WVS has consistently shown that the level of trust in a country correlates closely with the cultural, social, and economic dimensions of human well-being. In particular, it has a strong correlation with the level of economic activity and average income (GDP per capita). More intensive research has revealed a causal relationship beyond mere statistical correlation, i.e., that trust indeed drives economic growth and leads to economic prosperity. Conversely, low levels of trust lead to economic stagnation and low incomes, a state the Philippines has been trapped in, together with the above-named countries stuck with us in the lower left corner of the WVS trust-income graph.

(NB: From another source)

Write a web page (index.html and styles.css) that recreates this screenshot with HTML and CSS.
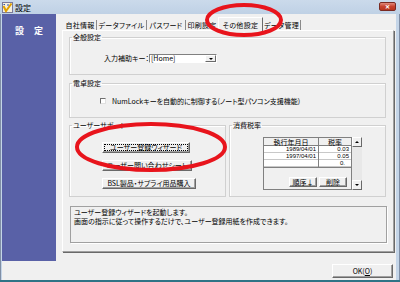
FILE: index.html
```html
<!doctype html>
<html lang="ja">
<head>
    <meta charset="UTF-8">
    <title>設定</title>
    <link rel="stylesheet" href="styles.css">
</head>
<body>
<div class="window">
    <div class="titlebar">
        <svg class="app-icon" width="11" height="11" viewBox="0 0 11 11">
            <rect x="0.5" y="0.5" width="10" height="10" fill="#f4f0e0" stroke="#7a7a9a"/>
            <path d="M1.5 4 L4 9 L9.5 1.5" fill="none" stroke="#e0a000" stroke-width="2"/>
            <path d="M1.5 2.5 L3 2.5 M5 3 L7 3" stroke="#3050b0" stroke-width="1"/>
        </svg>
        <span class="title">設定</span>
        <div class="close">✕</div>
    </div>
    <div class="client">
        <div class="side">
            <div class="side-title">設 定</div>
        </div>
        <div class="main">
            <div class="tabs">
                <div class="tab t1">自社情報</div>
                <div class="tab t2">データファイル</div>
                <div class="tab t3">パスワード</div>
                <div class="tab t4">印刷設定</div>
                <div class="tab t5 active">その他設定</div>
                <div class="tab t6">データ管理</div>
            </div>
            <div class="pane">
                <fieldset class="group g-general">
                    <legend>全般設定</legend>
                    <div class="key-row">
                        <span class="key-label">入力補助キー：</span>
                        <div class="combo">
                            <span>[Home]</span>
                            <span class="combo-btn"><i class="arrow-down"></i></span>
                        </div>
                    </div>
                </fieldset>
                <fieldset class="group g-calc">
                    <legend>電卓設定</legend>
                    <div class="check-row">
                        <span class="check"></span>
                        <span>NumLockキーを自動的に制御する(ノート型パソコン支援機能)</span>
                    </div>
                </fieldset>
                <div class="group-row">
                    <fieldset class="group g-support">
                        <legend>ユーザーサポート</legend>
                        <div class="support-list">
                            <div class="btn focus w1">ユーザー登録ウィザード</div>
                            <div class="btn w2">ユーザー問い合わせシート</div>
                            <div class="btn w3">BSL製品・サプライ用品購入</div>
                        </div>
                    </fieldset>
                    <fieldset class="group g-tax">
                        <legend>消費税率</legend>
                        <div class="tax-box">
                            <div class="grid">
                                <div class="grid-row grid-head">
                                    <div class="c1">執行年月日</div>
                                    <div class="c2">税率</div>
                                </div>
                                <div class="grid-row">
                                    <div class="c1">1989/04/01</div>
                                    <div class="c2">0.03</div>
                                </div>
                                <div class="grid-row">
                                    <div class="c1">1997/04/01</div>
                                    <div class="c2">0.05</div>
                                </div>
                                <div class="grid-row">
                                    <div class="c1"></div>
                                    <div class="c2 editing">0.</div>
                                </div>
                                <div class="grid-foot">
                                    <div class="btn small">順序↓</div>
                                    <div class="btn small">削除</div>
                                </div>
                            </div>
                            <div class="vscroll">
                                <div class="sbtn"><i class="arrow-up"></i></div>
                                <div class="strack"></div>
                                <div class="sbtn"><i class="arrow-down"></i></div>
                            </div>
                        </div>
                    </fieldset>
                </div>
                <div class="desc">
                    ユーザー登録ウィザードを起動します。<br>
                    画面の指示に従って操作するだけで、ユーザー登録用紙を作成できます。
                </div>
            </div>
            <div class="footer">
                <div class="btn ok">OK(<u>O</u>)</div>
            </div>
        </div>
    </div>
    <svg class="marks" width="400" height="282" viewBox="0 0 400 282">
        <ellipse cx="244" cy="20" rx="37" ry="15" fill="none" stroke="#e8141c" stroke-width="4"/>
        <ellipse cx="151" cy="147" rx="74" ry="23" fill="none" stroke="#e8141c" stroke-width="4"/>
    </svg>
</div>
</body>
</html>
```

FILE: styles.css
```css
* {
    margin: 0;
    padding: 0;
    box-sizing: border-box;
}

html,
body {
    width: 400px;
    height: 282px;
    overflow: hidden;
}

body {
    font: 7px/8px "Noto Sans CJK JP", sans-serif;
    font-feature-settings: "palt";
    color: #000;
    background: #fff;
}

.window {
    position: relative;
    width: 400px;
    height: 282px;
    background: #c4d5e8;
    border-bottom: 2px solid #2f7386;
    box-shadow: inset 1px 0 #7f8ea5, inset -1px 0 #7f8ea5;
    display: flex;
    flex-direction: column;
}

/* title bar */
.titlebar {
    height: 14px;
    display: flex;
    align-items: flex-start;
    padding: 2px 4px 0 2px;
    background: linear-gradient(#cbdaeb, #bfd1e5);
}

.app-icon {
    flex: none;
}

.title {
    margin-left: 2px;
    font-size: 8px;
    line-height: 11px;
}

.close {
    margin-left: auto;
    width: 17px;
    height: 9px;
    border: 1px solid #7a2a22;
    border-radius: 2px;
    background: linear-gradient(#e08a7c, #c8442f 50%, #b83620);
    color: #fff;
    font-size: 6px;
    line-height: 7px;
    text-align: center;
    font-weight: bold;
}

/* client area */
.client {
    flex: 1;
    margin: 0 4px 0 2px;
    background: #f0f0f0;
    display: flex;
}

.side {
    flex: none;
    width: 54px;
    height: 247px;
    background: #5961a7;
}

.side-title {
    padding-top: 12px;
    color: #fff;
    font-size: 9px;
    line-height: 10px;
    font-weight: bold;
    text-align: center;
    letter-spacing: 4px;
    text-indent: 4px;
}

.main {
    flex: 1;
    display: flex;
    flex-direction: column;
}

/* tabs */
.tabs {
    height: 16px;
    display: flex;
    align-items: flex-end;
    padding-left: 8px;
}

.tab {
    height: 10px;
    padding-top: 1px;
    border-right: 1px solid #8a8a8a;
    white-space: nowrap;
    text-align: center;
    letter-spacing: 0.3px;
}

.t1 { width: 33px; }
.t2 { width: 50px; }
.t3 { width: 39px; }
.t4 { width: 33px; }
.t5 { width: 45px; }
.t6 { width: 38px; }

.tab.active {
    position: relative;
    height: 14px;
    margin: 0 0 -1px -1px;
    padding-top: 3px;
    background: #f0f0f0;
    border: 1px solid #fff;
    border-right-color: #6a6a6a;
    border-bottom: none;
}

.pane {
    height: 222px;
    margin: 0 2px 0 6px;
    padding: 0 7px 0 6px;
    border: 1px solid;
    border-color: #fff #a0a0a0 #a0a0a0 #fff;
    box-shadow: 1px 1px #696969;
}

/* group boxes */
.group {
    border: 1px solid #d0d0d0;
    box-shadow: inset 1px 1px #fff;
    min-inline-size: 0;
}

.group > legend {
    margin-left: 2px;
    padding: 0 1px;
    line-height: 8px;
}

.g-general {
    margin-top: 2px;
    height: 42px;
}

.key-row {
    display: flex;
    margin-top: 13px;
    padding-left: 32px;
}

.key-label {
    width: 47px;
    text-align: right;
    line-height: 9px;
}

.combo {
    width: 68px;
    height: 9px;
    display: flex;
    justify-content: space-between;
    background: #fff;
    border: 1px solid;
    border-color: #808080 #fff #fff #808080;
    line-height: 7px;
    padding-left: 1px;
}

.combo-btn {
    width: 11px;
    height: 7px;
    background: #f0f0f0;
    border: 1px solid;
    border-color: #fff #696969 #696969 #fff;
    display: flex;
    align-items: center;
    justify-content: center;
}

.arrow-down,
.arrow-up {
    display: block;
    width: 0;
    height: 0;
    border-left: 2px solid transparent;
    border-right: 2px solid transparent;
}

.arrow-down {
    border-top: 2px solid #000;
}

.arrow-up {
    border-bottom: 2px solid #000;
}

.g-calc {
    margin-top: 4px;
    height: 39px;
}

.check-row {
    display: flex;
    align-items: center;
    margin-top: 10px;
    padding-left: 30px;
}

.check {
    width: 6px;
    height: 6px;
    margin-right: 6px;
    background: #fff;
    border: 1px solid;
    border-color: #707070 #e0e0e0 #e0e0e0 #707070;
}

.group-row {
    display: flex;
    gap: 3px;
    margin-top: 3px;
    height: 76px;
}

.g-support,
.g-tax {
    width: 157px;
    height: 76px;
}

.support-list {
    display: flex;
    flex-direction: column;
    gap: 7px;
    margin-top: 13px;
    padding-left: 32px;
}

.btn {
    height: 11px;
    background: #f0f0f0;
    border: 1px solid;
    border-color: #fff #696969 #696969 #fff;
    box-shadow: inset -1px -1px #a0a0a0;
    line-height: 9px;
    text-align: center;
    white-space: nowrap;
}

.btn.focus {
    outline: 1px dotted #000;
    outline-offset: -3px;
}

.w1 {
    width: 88px;
}

.w2 {
    width: 90px;
}

.w3 {
    width: 94px;
}

/* tax grid */
.tax-box {
    display: flex;
    margin-top: 8px;
    margin-left: 33px;
    width: 99px;
    height: 53px;
}

.grid {
    width: 89px;
    display: flex;
    flex-direction: column;
    border: 1px solid #808080;
}

.grid-row {
    display: flex;
    height: 7px;
    background: #fff;
    box-shadow: inset 0 -1px #c8c8c8;
    font: 6px/7px "Liberation Sans", sans-serif;
}

.grid-row > .c1 {
    width: 55px;
    border-right: 1px solid #808080;
    text-align: right;
    padding-right: 2px;
}

.grid-row > .c2 {
    flex: 1;
    text-align: right;
    padding-right: 2px;
}

.grid-row > .c2.editing {
    padding-right: 6px;
}

.grid-head {
    height: 8px;
    background: #f0f0f0;
    box-shadow: inset 0 -1px #808080;
    font: 7px/8px "Noto Sans CJK JP", sans-serif;
}

.grid-head > .c1,
.grid-head > .c2 {
    text-align: center;
    padding: 0;
}

.grid-foot {
    flex: 1;
    display: flex;
    align-items: flex-end;
    justify-content: flex-end;
    gap: 2px;
    padding: 0 4px 2px 0;
    border-top: 1px solid #808080;
    background: #f0f0f0;
}

.btn.small {
    height: 10px;
    line-height: 8px;
    width: 28px;
}

.vscroll {
    width: 10px;
    display: flex;
    flex-direction: column;
    background: #e8e8e8;
}

.sbtn {
    height: 10px;
    background: #f0f0f0;
    border: 1px solid;
    border-color: #fff #696969 #696969 #fff;
    display: flex;
    align-items: center;
    justify-content: center;
}

.strack {
    flex: 1;
}

/* description */
.desc {
    margin: 9px -1px 0 1px;
    height: 37px;
    padding: 1px 3px;
    border: 1px solid #a0a0a0;
    box-shadow: 1px 1px #fff;
    line-height: 9px;
}

/* footer */
.footer {
    flex: 1;
    display: flex;
    justify-content: flex-end;
    padding: 12px 3px 0 0;
}

.btn.ok {
    width: 61px;
    height: 14px;
    line-height: 12px;
}

/* annotation marks */
.marks {
    position: absolute;
    top: 0;
    left: 0;
    pointer-events: none;
}
```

Thus, unless and until we Filipinos somehow manage to regain trust in our government and in one another, it would appear impossible to fulfill our dreams to uplift our nation’s economic and sociocultural well-being. Closely tied to the trust we urgently must regain, is hope that we as a people, can triumph over the evil that has been weighing our country down. But mustering that hope is extremely hard when we see how deep and pervasive evil has become in our society. Many see it rooted in our failures in education that have transcended more than a generation, and with our current dismal performance in global educational assessments, even the hope that our salvation lies in the next generation is slipping away. But fixing our schools, teachers, and textbooks will not be enough. It requires fixing our farms, so high food costs won’t deprive so many children of crucial nutrition, especially in their early years when brain development is most critical, and when severe malnutrition and stunting inflict lifelong damage to their cognitive and learning abilities. It thus requires that large budgets meant to help our farmers raise productivity do not go the same way as the massive leakages in public works funds now being exposed in full view (even as such agriculture budget leakages, in fact, had already had their turn as “flavor of the month” before). And we go full circle in the vicious cycle of corruption and poverty our country is trapped in.

What hope do we have, then? Fellow Inquirer columnist Randy David points to the 2028 elections as our chance to install leaders who can help restore trust and inspire hope. Amid loose talk about an extraconstitutional replacement of the government, he insists that we can “clean the house without breaking the republic” (see “Cleaning house without breaking the republic,” 10/12/25). His eminent brother, Cardinal Pablo Virgilio David, similarly preaches that we need not “burn the house down to get rid of the rats.” But both argue that the hope for lasting change lies in all of us, and it begins with renouncing, in our own daily lives, the same wrong ethical and moral choices that led today’s celebrated public villains to commit the grievous sins that everyone now wants them punished for. Only then can we attain and deserve righteous leaders who will redeem our nation’s future.